I only modify finetuning script:
python ${DIR}/dist_clm_train.py $(echo ${ARGS}) --cuda-id 0 --rank 0
&
python ${DIR}/dist_clm_train.py $(echo ${ARGS}) --cuda-id 1 --rank 1
In finetuning aslo need to :
--num-layers 4 --embedding-dim 4096
--world-size 2 --pipeline-group-size 4 --data-group-size 2
right?
I have tried with single gpu and modified the related parameters, but met below issue:
File "/mnt/tet/OpenChatKit-main/training/comm/comm_utils.py", line 86, in init_communicators
assert args.world_size == args.data_group_size * args.pipeline_group_size
AssertionError
Thanks Yuanyuan
It won't train on my 12GB GPU, it runs out of memory.

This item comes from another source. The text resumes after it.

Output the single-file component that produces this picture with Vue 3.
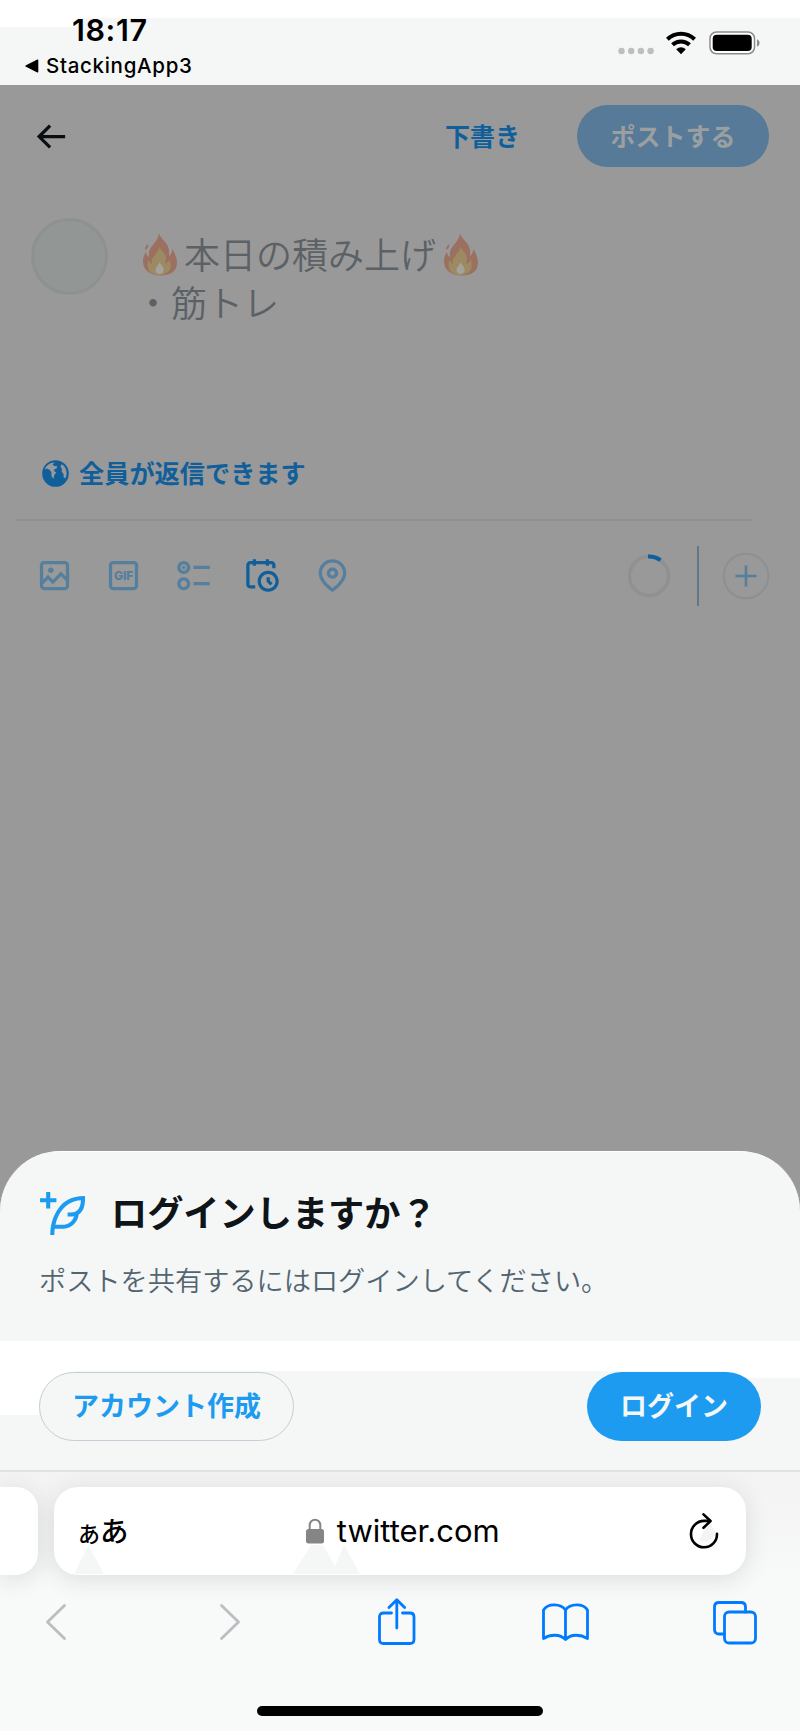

It requires more VRAM than I currently have.
@darrinh The fine tuning script will most likely not work on 12 GB VRAM. I'd recommend using LoRa for fine-tuning instead.
Here's some sample code to get you started: https://github.com/togethercomputer/OpenChatKit/blob/ecfe4d5d9b5f4b1a533c4468cc1b7e1107b9a819/training/lora/redpajama-incite-chat-3b.py
Thanks @orangetin , it starts but quickly runs out of memory. Thanks for the link, will check it out.
thanks
Hi Darrin, I'm aslo getting same error here with two gpu. I only modify finetuning script: python DIR/distclmtrain.py(echo ${ARGS}) --cuda-id 0 --rank 0 & python DIR/distclmtrain.py(echo ${ARGS}) --cuda-id 1 --rank 1 In finetuning aslo need to : --num-layers 4 --embedding-dim 4096 --world-size 2 --pipeline-group-size 4 --data-group-size 2 right? I have tried with single gpu and modified the related parameters, but met below issue: File "/mnt/tet/OpenChatKit-main/training/comm/comm_utils.py", line 86, in init_communicators assert args.world_size == args.data_group_size * args.pipeline_group_size AssertionError
Thanks Yuanyuan
@yxy123 The arguments provided are invalid. args.world_size == args.data_group_size * args.pipeline_group_size
must be true.
Change this line > --world-size 2 --pipeline-group-size 4 --data-group-size 2
so that world_size = pipline-group-size * data-group-size
@orangetin Got it, thanks very much, it worked.